Binary Search Tree Remove - c++

I am working on a binary search tree in C++ at the moment and I have reached the stage where I have to write the remove/delete function(using recursive approach, x = change(x)). I have two options:
to stop at the parent of the node of the node to be deleted;
to get to the node to delete and then call a function that will
return the parent
Approach 1: less expensive, more code
Approach 2: less code, more expensive
Which approach is better according to you, and why?

I disagree that those are your only two options.
I think a simpler solutions is to ask each node weather it should be deleted. If it decides yes then it is deleted and returns the new node that should replace it. If it decides no then it returns itself.
// pseudo code.
deleteNode(Node* node, int value)
{
if (node == NULL) return node;
if (node->value == value)
{
// This is the node I want to delete.
// So delete it and return the value of the node I want to replace it with.
// Which may involve some shifting of things around.
return doDelete(node);
}
else if (value < node->value)
{
// Not node. But try deleting the node on the left.
// whatever happens a value will be returned that
// is assigned to left and the tree will be correct.
node->left = deleteNode(node->left, value);
}
else
{
// Not node. But try deleting the node on the right.
// whatever happens a value will be returned that
// is assigned to right and the tree will be correct.
node->right = deleteNode(node->right, value);
}
// since this node is not being deleted return it.
// so it can be assigned back into the correct place.
return node;
}

The best approach would be to traverse upto the parent of the node to be deleted, and then delete that child node. Eventually using this approach you always visit the child node, since you always have to confirm the child node is the node u want to delete.

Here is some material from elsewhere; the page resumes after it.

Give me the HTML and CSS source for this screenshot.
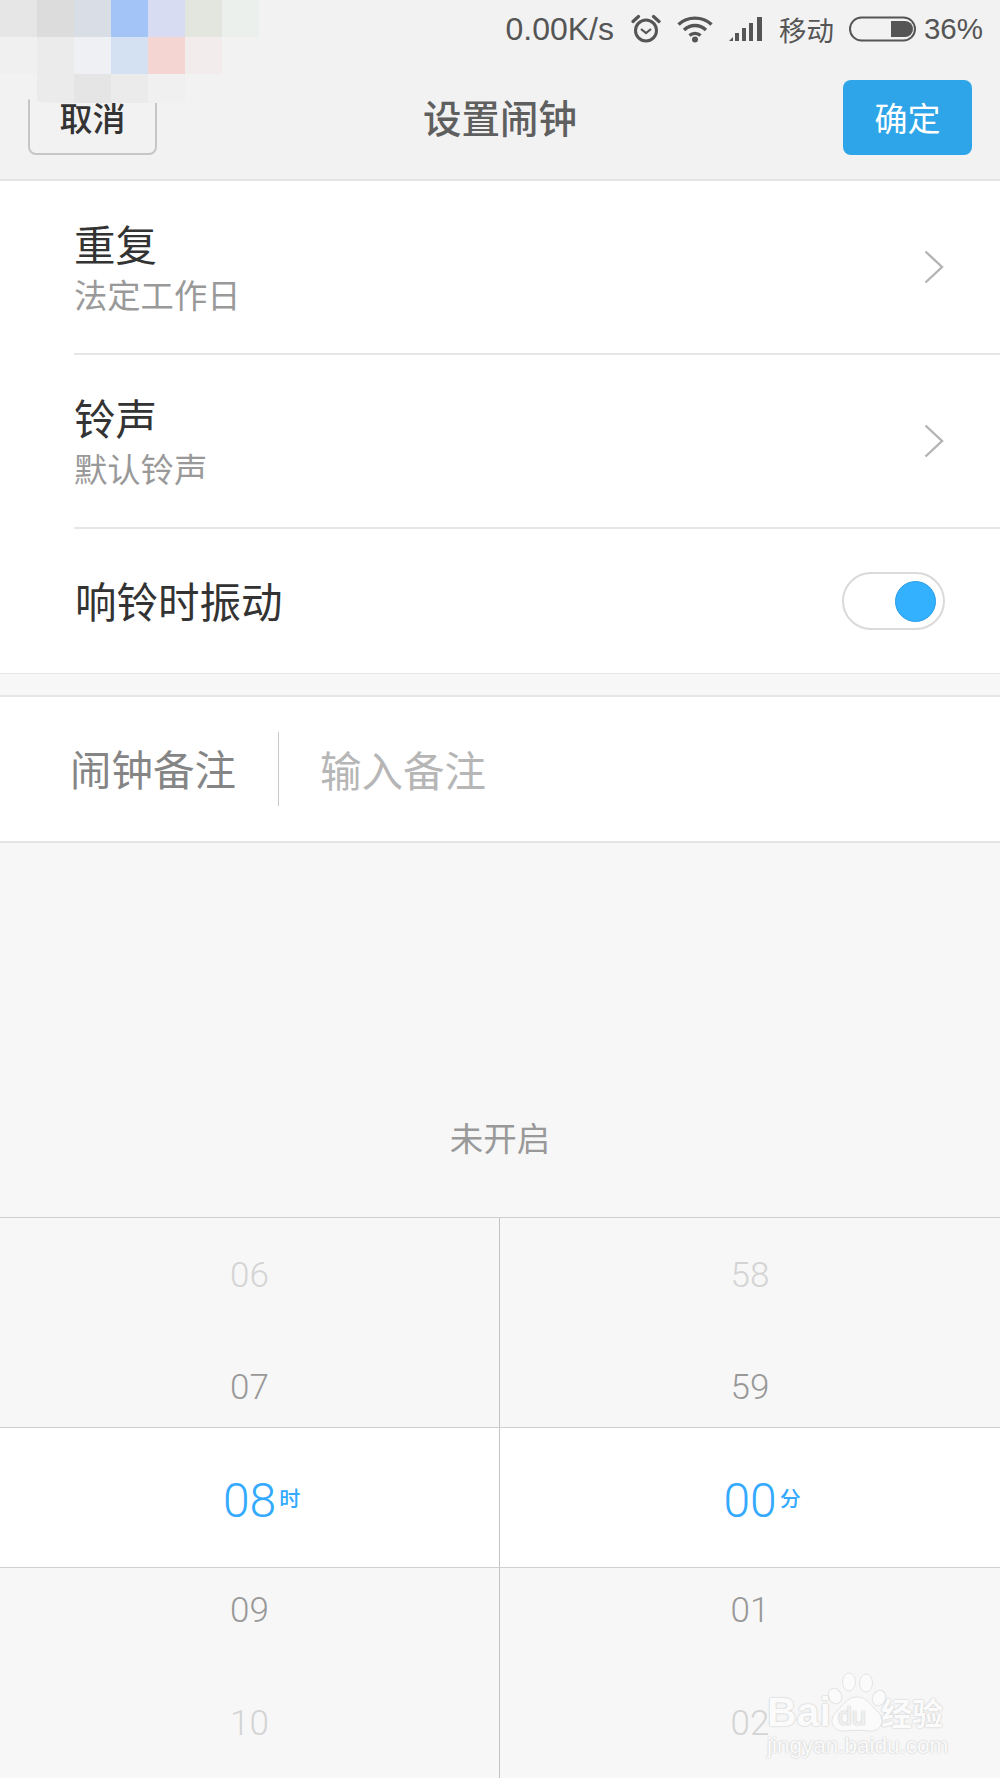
FILE: index.html
```html
<!DOCTYPE html>
<html lang="zh-CN">
<head>
    <meta charset="utf-8">
    <title>设置闹钟</title>
    <link rel="stylesheet" href="styles.css">
</head>
<body>
    <div class="phone">
        <!-- cabecalho -->
        <div class="top">
            <div class="status">
                <span class="speed">0.00K/s</span>
                <svg class="ic-alarm" width="30" height="30" viewBox="0 0 30 30">
                    <circle cx="15" cy="16.500" r="10.500" fill="none" stroke="#555" stroke-width="3"/>
                    <path d="M10 15l5 4 5-4" fill="none" stroke="#555" stroke-width="2.200"/>
                    <path d="M2 7.500L7.500 2.500M28 7.500L22.500 2.500" fill="none" stroke="#555" stroke-width="3.200" stroke-linecap="round"/>
                </svg>
                <svg class="ic-wifi" width="36" height="28" viewBox="0 0 36 28">
                    <path d="M1.500 9.500C10.500 1 25.500 1 34.500 9.500M7 15C13.500 9 22.500 9 29 15M12.500 20.500C15.500 17.700 20.500 17.700 23.500 20.500" fill="none" stroke="#555" stroke-width="3.400"/>
                    <circle cx="18" cy="24.500" r="3" fill="#555"/>
                </svg>
                <svg class="ic-signal" width="34" height="26" viewBox="0 0 34 26">
                    <path d="M0 25L4 21V25z" fill="#555"/>
                    <rect x="6" y="17" width="4" height="8" fill="#555"/>
                    <rect x="13" y="12" width="4" height="13" fill="#555"/>
                    <rect x="20" y="7" width="4" height="18" fill="#555"/>
                    <rect x="28" y="1" width="5" height="24" fill="#555"/>
                </svg>
                <span class="carrier">移动</span>
                <svg class="ic-battery" width="67" height="26" viewBox="0 0 67 26">
                    <rect x="1" y="1.500" width="65" height="23" rx="11.500" fill="none" stroke="#555" stroke-width="2"/>
                    <path d="M42 5h14a8 8 0 0 1 0 16H42z" fill="#555"/>
                </svg>
                <span class="percent">36%</span>
            </div>
            <div class="nav">
                <button class="btn btn-cancel">取消</button>
                <div class="nav-title">设置闹钟</div>
                <button class="btn btn-ok">确定</button>
            </div>
        </div>

        <!-- lista -->
        <div class="list">
            <div class="row row-link">
                <div class="row-text">
                    <div class="row-title">重复</div>
                    <div class="row-sub">法定工作日</div>
                </div>
                <svg class="chevron" width="20" height="34" viewBox="0 0 20 34">
                    <path d="M1.500 1.500L18 17 1.500 32.500" fill="none" stroke="#b4b4b4" stroke-width="2.400"/>
                </svg>
            </div>
            <div class="row row-link">
                <div class="row-text">
                    <div class="row-title">铃声</div>
                    <div class="row-sub">默认铃声</div>
                </div>
                <svg class="chevron" width="20" height="34" viewBox="0 0 20 34">
                    <path d="M1.500 1.500L18 17 1.500 32.500" fill="none" stroke="#b4b4b4" stroke-width="2.400"/>
                </svg>
            </div>
            <div class="row row-last">
                <div class="row-title vibrate">响铃时振动</div>
                <div class="toggle"><div class="knob"></div></div>
            </div>
        </div>

        <div class="gap"></div>

        <div class="note">
            <div class="note-label">闹钟备注</div>
            <div class="note-input">输入备注</div>
        </div>

        <div class="state">未开启</div>

        <!-- seletor de hora -->
        <div class="picker">
            <div class="band band-up">
                <div class="cell">
                    <div class="num faint">06</div>
                    <div class="num dim">07</div>
                </div>
                <div class="cell">
                    <div class="num faint">58</div>
                    <div class="num dim">59</div>
                </div>
            </div>
            <div class="band band-mid">
                <div class="cell">
                    <div class="num active">08<span class="unit">时</span></div>
                </div>
                <div class="cell">
                    <div class="num active">00<span class="unit">分</span></div>
                </div>
            </div>
            <div class="band band-down">
                <div class="cell">
                    <div class="num dim">09</div>
                    <div class="num faint">10</div>
                </div>
                <div class="cell">
                    <div class="num dim">01</div>
                    <div class="num faint">02</div>
                </div>
            </div>
        </div>

        <!-- mosaico sobre o canto -->
        <div class="mosaic">
            <div class="p-a"></div><div class="p-b"></div><div class="p-c"></div><div class="p-d"></div><div class="p-e"></div><div class="p-f"></div><div class="p-g"></div>
            <div class="p-h"></div><div class="p-i"></div><div class="p-j"></div><div class="p-k"></div><div class="p-l"></div><div class="p-m"></div><div class="p-n"></div>
            <div class="p-n"></div><div class="p-i"></div><div class="p-o"></div><div class="p-i"></div><div class="p-h"></div><div class="p-n"></div><div class="p-n"></div>
        </div>

        <!-- marca d'agua -->
        <div class="mark">
            <svg class="mark-paw" width="60" height="66" viewBox="0 0 60 66">
                <g fill="#fbfbfb" stroke="#e4e4e4" stroke-width="1">
                    <ellipse cx="8" cy="24" rx="6.500" ry="8" transform="rotate(-25 8 24)"/>
                    <ellipse cx="22" cy="10" rx="6.500" ry="9"/>
                    <ellipse cx="39" cy="11" rx="6.500" ry="9"/>
                    <ellipse cx="52" cy="26" rx="6.500" ry="8" transform="rotate(25 52 26)"/>
                    <path d="M30 25C40 25 44 34 50 39 60 48 54 60 42 59 34 58 26 58 18 59 6 60 0 48 10 39 16 34 20 25 30 25z"/>
                </g>
            </svg>
            <span class="mark-bai">Bai</span>
            <span class="mark-du">du</span>
            <span class="mark-jy">经验</span>
            <span class="mark-url">jingyan.baidu.com</span>
        </div>
    </div>
</body>
</html>
```

FILE: styles.css
```css
* {
    box-sizing: border-box;
}

body {
    margin: 0;
    font-family: "Liberation Sans", "Noto Sans CJK SC", sans-serif;
    background-color: #f7f7f7;
}

.phone {
    position: relative;
    width: 1000px;
    height: 1778px;
    overflow: hidden;
    background-color: #f7f7f7;
}

/* Cabecalho */
.top {
    height: 181px;
    background-color: #f2f2f2;
    border-bottom: 2px solid #e4e4e4;
}

.status {
    height: 80px;
    padding: 0 17px 22px 0;
    display: flex;
    justify-content: flex-end;
    align-items: center;
    color: #555;
    font-size: 30px;
}

.speed {
    font-size: 32px;
    margin-right: 17px;
}

.ic-alarm {
    margin-right: 16px;
}

.ic-wifi {
    margin-right: 16px;
}

.ic-signal {
    margin-right: 16px;
}

.carrier {
    font-size: 27.500px;
    margin-right: 15px;
}

.ic-battery {
    margin-right: 8px;
}

.percent {
    font-size: 29.500px;
}

.nav {
    height: 99px;
    padding: 0 28px;
    display: flex;
    justify-content: space-between;
    align-items: flex-start;
}

.btn {
    width: 129px;
    height: 75px;
    padding: 0 0 2px;
    font-family: inherit;
    font-size: 33px;
    border-radius: 8px;
    cursor: pointer;
}

.btn-cancel {
    background-color: transparent;
    border: 2px solid #c6c6c6;
    color: #333;
    font-weight: 500;
}

.btn-ok {
    background-color: #2fa5e9;
    border: none;
    color: #fff;
    font-weight: 400;
}

.nav-title {
    line-height: 79px;
    font-size: 38.500px;
    font-weight: 500;
    color: #5f5f5f;
}

/* Lista */
.list {
    background-color: #fff;
    padding-left: 74px;
}

.row {
    display: flex;
    justify-content: space-between;
    align-items: center;
    padding-right: 55px;
}

.row-link {
    height: 174px;
    border-bottom: 2px solid #e6e6e6;
}

.row-last {
    height: 144px;
}

.row-text {
    padding-top: 9px;
}

.row-title {
    font-size: 41.500px;
    line-height: 50px;
    color: #333;
}

.row-sub {
    font-size: 33.300px;
    line-height: 50px;
    color: #999;
}

.vibrate {
    margin: 6px 0 0 1px;
}

.chevron {
    margin-right: 1px;
}

.toggle {
    position: relative;
    width: 103px;
    height: 58px;
    background-color: #fff;
    border: 2px solid #dadada;
    border-radius: 29px;
}

.knob {
    position: absolute;
    top: 7px;
    right: 7px;
    width: 41px;
    height: 41px;
    background-color: #33b1ff;
    border: 1px solid #2b9ee6;
    border-radius: 50%;
}

.gap {
    height: 24px;
    border-top: 1px solid #e6e6e6;
    border-bottom: 2px solid #e6e6e6;
}

/* Nota */
.note {
    height: 146px;
    display: flex;
    align-items: center;
    padding-left: 70px;
    background-color: #fff;
    border-bottom: 2px solid #e4e4e4;
    font-size: 41.500px;
}

.note-label {
    width: 209px;
    height: 74px;
    line-height: 80px;
    color: #858585;
    border-right: 1px solid #c8c8c8;
}

.note-input {
    margin-left: 41px;
    color: #b6b6b6;
}

.state {
    height: 374px;
    padding-bottom: 56px;
    display: flex;
    justify-content: center;
    align-items: flex-end;
    font-size: 33.500px;
    color: #999;
}

/* Seletor */
.picker {
    border-top: 1px solid #cfcfcf;
}

.band {
    display: grid;
    grid-template-columns: 1fr 1fr;
}

.band-up {
    height: 209px;
}

.band-mid {
    height: 141px;
    background-color: #fff;
    border-top: 1px solid #cfcfcf;
    border-bottom: 1px solid #cfcfcf;
}

.band-down {
    height: 210px;
}

.cell {
    display: flex;
    flex-direction: column;
    align-items: center;
}

.cell:first-child {
    border-right: 1px solid #c4c4c4;
}

.band-up .cell {
    justify-content: flex-end;
    gap: 30px;
}

.band-mid .cell {
    justify-content: center;
}

.band-down .cell {
    gap: 31px;
}

.num {
    position: relative;
    height: 82px;
    line-height: 86px;
    font-family: Roboto, sans-serif;
    font-weight: 300;
    font-size: 35px;
}

.faint {
    color: #d4d4d4;
}

.dim {
    color: #999;
}

.active {
    line-height: 88px;
    font-size: 48px;
    color: #33aaff;
}

.unit {
    position: absolute;
    top: -4px;
    left: 100%;
    margin-left: 3px;
    line-height: 88px;
    font-family: "Noto Sans CJK SC", sans-serif;
    font-weight: 500;
    font-size: 21px;
    white-space: nowrap;
}

/* Mosaico */
.mosaic {
    position: absolute;
    top: 0;
    left: 0;
    display: grid;
    grid-template-columns: repeat(7, 37px);
    grid-template-rows: 37px 37px 29px;
    overflow: hidden;
    border-bottom-left-radius: 60px 24px;
}

.p-a { background-color: #e6e6e6; }
.p-b { background-color: #dcdcdc; }
.p-c { background-color: #d9dde6; }
.p-d { background-color: #a3c4f7; }
.p-e { background-color: #d7dcf3; }
.p-f { background-color: #e2e6df; }
.p-g { background-color: #ebf0ec; }
.p-h { background-color: #f0f0f0; }
.p-i { background-color: #ebebeb; }
.p-j { background-color: #eef0f3; }
.p-k { background-color: #d3e1f2; }
.p-l { background-color: #f4d5d2; }
.p-m { background-color: #f2ecec; }
.p-n { background-color: #f2f2f2; }
.p-o { background-color: #e5e5e5; }

.mosaic > div:nth-child(14),
.mosaic > div:nth-child(20),
.mosaic > div:nth-child(21) {
    background-color: transparent;
}

/* Marca d'agua */
.mark {
    position: absolute;
    top: 1670px;
    left: 766px;
    width: 184px;
    height: 92px;
    color: #fbfbfb;
    text-shadow: 0 0 2px rgba(0, 0, 0, 0.25);
}

.mark-paw {
    position: absolute;
    top: 2px;
    left: 61px;
}

.mark-bai {
    position: absolute;
    top: 19px;
    left: 1px;
    font-size: 41px;
    font-weight: bold;
    line-height: 46px;
}

.mark-du {
    position: absolute;
    top: 31px;
    left: 72px;
    font-size: 25px;
    line-height: 30px;
    color: #f0f0f0;
}

.mark-jy {
    position: absolute;
    top: 20px;
    left: 115px;
    font-family: "Noto Sans CJK SC", sans-serif;
    font-weight: bold;
    font-size: 31px;
    line-height: 44px;
    white-space: nowrap;
}

.mark-url {
    position: absolute;
    top: 62px;
    left: 1px;
    font-size: 22.500px;
    line-height: 28px;
    white-space: nowrap;
}
```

I find that the most efficient form for writing functions for tree data structures in general is the following psuedocode format.
function someActionOnTree() {
return someActionOnTree(root)
}
function someActionOnTree (Node current) {
if (current is null) {
return null
}
if (current is not the node I seek) {
//logic for picking the next node to move to
next node = ...
next node = someActionOnTree(next node)
}
else {
// do whatever you need to do with current
// i.e. give it a child, delete its memory, etc
current = ...
}
return current;
}
This recursive function recurses over the vertex set of a data structure. For every iteration of the algorithm, it either looks for a node to recurse the function on, and overwrites the data structure's reference to that node with the value of the algorithm's iteration on that node. Otherwise, it overwrites the node's value (and possibly perform a different set of logic). Finally, the function returns a reference to the parameter node, which is essential for the overwriting step.
This is a generally the most efficient form of code I've found for tree data structures in C++. The concepts apply other structures as well - you can use recursion of this form, where the return value is always a reference to a fixed point in the planar representation of your data structure (basically, always return whatever is supposed to be at the spot you're looking at).
Here's an application of this style to a binary search tree delete function to embellish my point.
function deleteNodeFromTreeWithValue( value ) {
return deleteNodeFromTree(root, value)
}
function deleteNodeFromTree(Node current, value) {
if (current is null) return null
if (current does not represent value) {
if (current is greater than my value) {
leftNode = deleteNodeFromTree(leftNode, value)
} else {
rightNode = deleteNodeFromTree(rightNode, value)
}
}
else {
free current's memory
current = null
}
return current
}
Obviously, there are many other ways to write this code, but from my experience, this has turned out to be the most effective method. Note that performance isn't really hit by overwriting pointers, since the hardware already cached the nodes. If you're looking into improving performance of your search tree, I'd recommend looking into specialized trees, like self-balancing ones (AVL trees), B-trees, red-black trees, etc.

Related

Why Is My Binary Tree Overwriting The Leaves Of Its Root?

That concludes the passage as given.